В 1980-х годах, когда кибуцы Израиля переживали свои лучшие дни, в 250 общинах проживало в общей сложности 120 тысяч человек. С тех пор и число общин, и число жителей в них несколько (но не фатально) уменьшилось. Какие принципы были положены в основу этих еврейских поселений, первые из которых появились в Палестине около ста лет назад? Общее имущество («нет больше ни частной собственности, ни частной жизни») + всеобщее вооружение + отмена права наследования + отмена (внутри общины) всех товарно-денежных отношений + отказ от наемного труда + работа всех для общины + раннее отселение детей от родителей.
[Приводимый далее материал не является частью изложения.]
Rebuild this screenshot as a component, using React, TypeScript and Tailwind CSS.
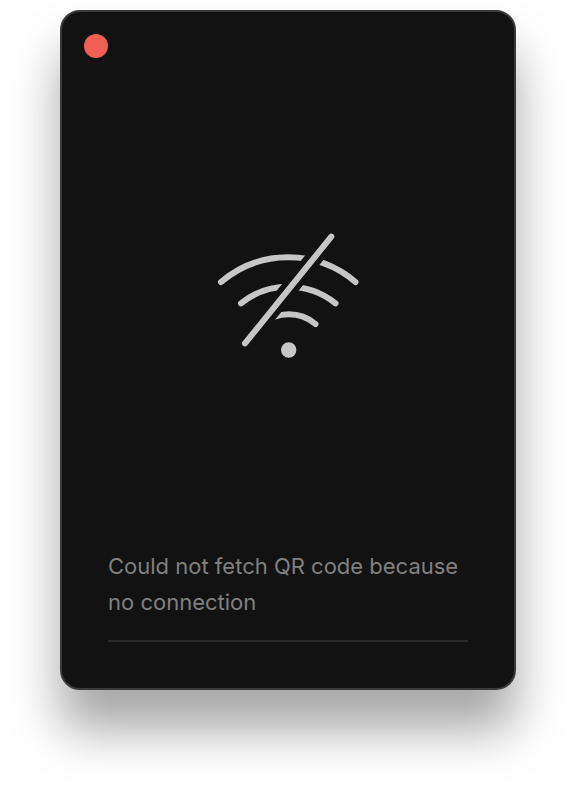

Кибуцы оказались незаменимы в условиях военных действий. Они легко превращались в укрепленные и обороняемые «до последнего человека» крепости. Они накормили Израиль на стадии возникновения этого государства, поскольку никогда не рассчитывали на натуральное хозяйство и самообеспечение и всегда поставляли результат общинного труда на рынок. До сих пор 4 % населения Израиля, живущего в кибуцах, производит почти половину (более 40 %) всей сельхозпродукции. И это притом, что не все кибуцы аграрные, есть и рыбацкие, есть кибуцы — мебельные фабрики и т. п. Согласно изначальной философии кибуцев социальное в человеке должно стать сильнее частного, если этому способствуют условия, воспитание и круговая поддержка. Поэтому в кибуце нет более дорогого и более дешевого труда: община старается выплачивать каждому по потребностям, исходя из общих возможностей. Результат труда и удовлетворение потребностей никак не связаны. Но равенство не должно означать усреднения, и твой «личный счет» в общине зависит и от того, сколько лет ты прожил здесь, и от твоего возраста, и от числа твоих детей, и т. д. «Личный счет» — это не заработная плата в рыночном ее понимании, но столько денег, сколько община считает нужным и возможным тебе выделить, оценивая тебя по самым разным признакам, но не по пресловутой «эффективности».
Там, где тебя все знают, никому не нужно «статусное потребление», которое сообщало бы окружающим о том, кто ты и как к тебе относиться. И потому все вещи там используются функционально, пока не испортятся, а не пока утратят «модность» и будут заменены другими, более статусными, на рынке.